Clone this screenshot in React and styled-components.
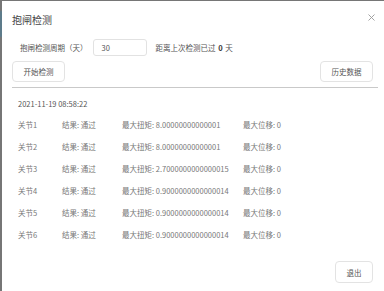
import React from 'react'
import styled, {createGlobalStyle} from 'styled-components'

const GlobalStyle = createGlobalStyle`
  html, body {
    margin: 0;
    padding: 0;
    height: 100%;
    overflow: hidden;
  }
  body {
    background: linear-gradient(to bottom, #767676 0, #767676 10px, #5d7b8a 12px, #5d7b8a 36px, #767676 38px);
    font-family: "Noto Sans CJK SC", "Noto Sans", sans-serif;
  }
`

const Backdrop = styled.div`
  padding: 1px 0 0 2px;
  height: 100vh;
  box-sizing: border-box;
`

const Dialog = styled.div`
  background: #fff;
  height: 100%;
  padding: 0 11px 0 10px;
  box-sizing: border-box;
  display: flex;
  flex-direction: column;
`

const Header = styled.div`
  height: 36px;
  display: flex;
  align-items: center;
  justify-content: space-between;
`

const Title = styled.div`
  font-size: 10px;
  color: #444;
  padding-top: 1px;
`

const Close = styled.div`
  width: 8px;
  height: 8px;
  margin-right: -2px;
  margin-top: -4px;
  display: flex;
  align-items: center;
  justify-content: center;
`

const PeriodRow = styled.div`
  margin-top: 2px;
  padding-left: 8px;
  display: flex;
  align-items: center;
  font-size: 7.5px;
  color: #555;
`

const Input = styled.div`
  width: 54px;
  height: 17px;
  margin-left: 5px;
  box-sizing: border-box;
  border: 1px solid #e2e2e2;
  border-radius: 3px;
  padding-left: 8px;
  display: flex;
  align-items: center;
  color: #555;
`

const Since = styled.span`
  margin-left: 9px;
  b {
    color: #333;
    font-weight: bold;
    margin: 0 1px;
  }
`

const Toolbar = styled.div`
  margin-top: 5px;
  display: flex;
  justify-content: space-between;
`

const Button = styled.div`
  width: ${p => p.w || 53}px;
  height: ${p => p.h || 21}px;
  box-sizing: border-box;
  border: 1px solid #e3e3e3;
  border-radius: 4px;
  display: flex;
  align-items: center;
  justify-content: center;
  font-size: 7.5px;
  color: #555;
  background: #fff;
`

const Divider = styled.div`
  margin-top: 5px;
  margin-right: -5px;
  height: 1px;
  background: #c9c9c9;
`

const Body = styled.div`
  padding-left: 6px;
`

const Stamp = styled.div`
  margin-top: 10px;
  height: 12px;
  line-height: 12px;
  font-size: 7.5px;
  color: #555;
`

const Table = styled.div`
  margin-top: 3px;
  display: grid;
  grid-template-columns: 44px 60px 121px auto;
  grid-auto-rows: 22px;
  align-items: center;
  font-size: 7.5px;
  color: #777;
`

const Footer = styled.div`
  margin-top: 16px;
  display: flex;
  justify-content: flex-end;
`

const joints = [
  {name: '关节1', torque: '8.00000000000001'},
  {name: '关节2', torque: '8.00000000000001'},
  {name: '关节3', torque: '2.7000000000000015'},
  {name: '关节4', torque: '0.9000000000000014'},
  {name: '关节5', torque: '0.9000000000000014'},
  {name: '关节6', torque: '0.9000000000000014'},
]

export default function App() {
  return (
    <Backdrop>
      <GlobalStyle />
      <Dialog>
        <Header>
          <Title>抱闸检测</Title>
          <Close>
            <svg width="7" height="7" viewBox="0 0 7 7">
              <path d="M0.5 0.5L6.5 6.5M6.5 0.5L0.5 6.5" stroke="#999" strokeWidth="0.9" />
            </svg>
          </Close>
        </Header>
        <PeriodRow>
          <span>抱闸检测周期（天）</span>
          <Input>30</Input>
          <Since>距离上次检测已过 <b>0</b> 天</Since>
        </PeriodRow>
        <Toolbar>
          <Button>开始检测</Button>
          <Button>历史数据</Button>
        </Toolbar>
        <Divider />
        <Body>
          <Stamp>2021-11-19 08:58:22</Stamp>
          <Table>
            {joints.map(j => (
              <React.Fragment key={j.name}>
                <span>{j.name}</span>
                <span>结果: 通过</span>
                <span>最大扭矩: {j.torque}</span>
                <span>最大位移: 0</span>
              </React.Fragment>
            ))}
          </Table>
        </Body>
        <Footer>
          <Button w={38} h={22}>退出</Button>
        </Footer>
      </Dialog>
    </Backdrop>
  )
}
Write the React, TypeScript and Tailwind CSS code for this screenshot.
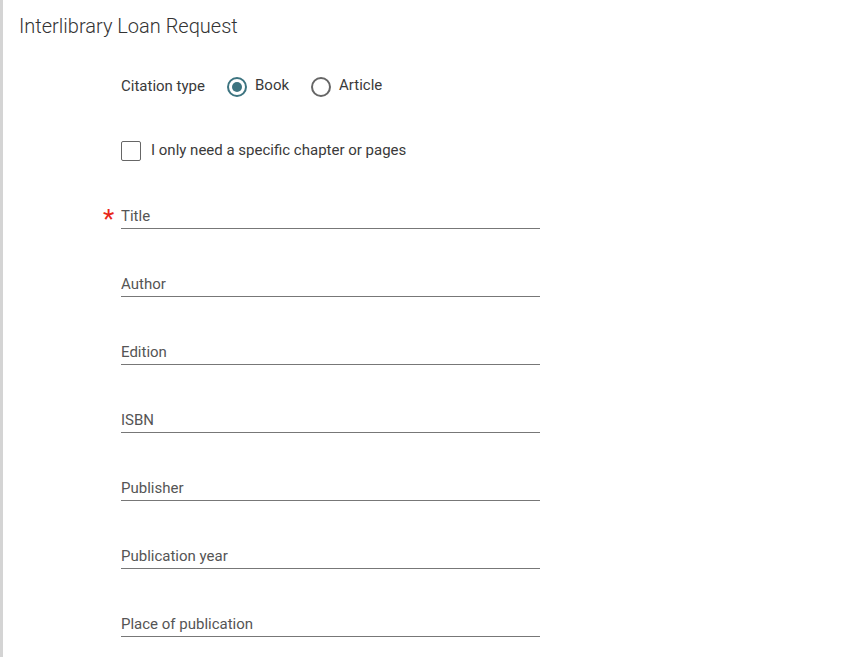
import { useState } from 'react'

const fields = ['Title', 'Author', 'Edition', 'ISBN', 'Publisher', 'Publication year', 'Place of publication']

export default function App() {
  const [type, setType] = useState<'book' | 'article'>('book')
  const [chapter, setChapter] = useState(false)

  return (
    <div className="min-h-[657px] bg-white border-l-[3px] border-[#d4d4d4] font-['Roboto',sans-serif] text-[#3a3a3a]">
      <h1 className="pl-4 pt-[13px] text-[20px] font-light leading-[26px] text-[#333]">Interlibrary Loan Request</h1>

      <div className="pl-[118px] pt-[34px]">
        <div className="flex items-center h-[28px] text-[15px]">
          <span className="mr-[22px] -mt-[2px]">Citation type</span>
          <button onClick={() => setType('book')} className="flex items-center mr-[22px]">
            <span className={`w-[20px] h-[20px] rounded-full border-2 flex items-center justify-center mr-[8px] ${type === 'book' ? 'border-[#3d7480]' : 'border-[#666]'}`}>
              {type === 'book' && <span className="w-[10px] h-[10px] rounded-full bg-[#3d7480]" />}
            </span>
            <span className="-mt-[3px]">Book</span>
          </button>
          <button onClick={() => setType('article')} className="flex items-center">
            <span className={`w-[20px] h-[20px] rounded-full border-2 flex items-center justify-center mr-[8px] ${type === 'article' ? 'border-[#3d7480]' : 'border-[#666]'}`}>
              {type === 'article' && <span className="w-[10px] h-[10px] rounded-full bg-[#3d7480]" />}
            </span>
            <span className="-mt-[3px]">Article</span>
          </button>
        </div>

        <label className="flex items-center mt-[38px] h-[24px] text-[15px] cursor-pointer">
          <input type="checkbox" checked={chapter} onChange={(e) => setChapter(e.target.checked)} className="sr-only" />
          <span className={`w-[20px] h-[20px] rounded-[2px] border-[1.5px] border-[#666] mr-[10px] ${chapter ? 'bg-[#3d7480]' : ''}`} />
          <span className="-mt-[1px]">I only need a specific chapter or pages</span>
        </label>

        <div className="mt-[22px] w-[419px]">
          {fields.map((f, i) => (
            <div key={f} className={`relative h-[44px] border-b border-[#777] flex items-end pb-[2px] ${i > 0 ? 'mt-[24px]' : ''}`}>
              {i === 0 && <span className="absolute -left-[18px] -bottom-[4px] text-[26px] leading-[26px] text-[#e8271a]">*</span>}
              <input placeholder={f} className="w-full outline-none text-[15px] leading-[20px] text-[#333] placeholder:text-[#555] bg-transparent" />
            </div>
          ))}
        </div>
      </div>
    </div>
  )
}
◆ ◆ ◆ ◆
▸ Problem
Look above for the line containing "Write the React, TypeScript", then write out every line from there down to the line containing "pt-[13px] text-[20px] font-light", that line included, with no pictures.

▸ The reply
Write the React, TypeScript and Tailwind CSS code for this screenshot.
import { useState } from 'react'

const fields = ['Title', 'Author', 'Edition', 'ISBN', 'Publisher', 'Publication year', 'Place of publication']

export default function App() {
  const [type, setType] = useState<'book' | 'article'>('book')
  const [chapter, setChapter] = useState(false)

  return (
    <div className="min-h-[657px] bg-white border-l-[3px] border-[#d4d4d4] font-['Roboto',sans-serif] text-[#3a3a3a]">
      <h1 className="pl-4 pt-[13px] text-[20px] font-light leading-[26px] text-[#333]">Interlibrary Loan Request</h1>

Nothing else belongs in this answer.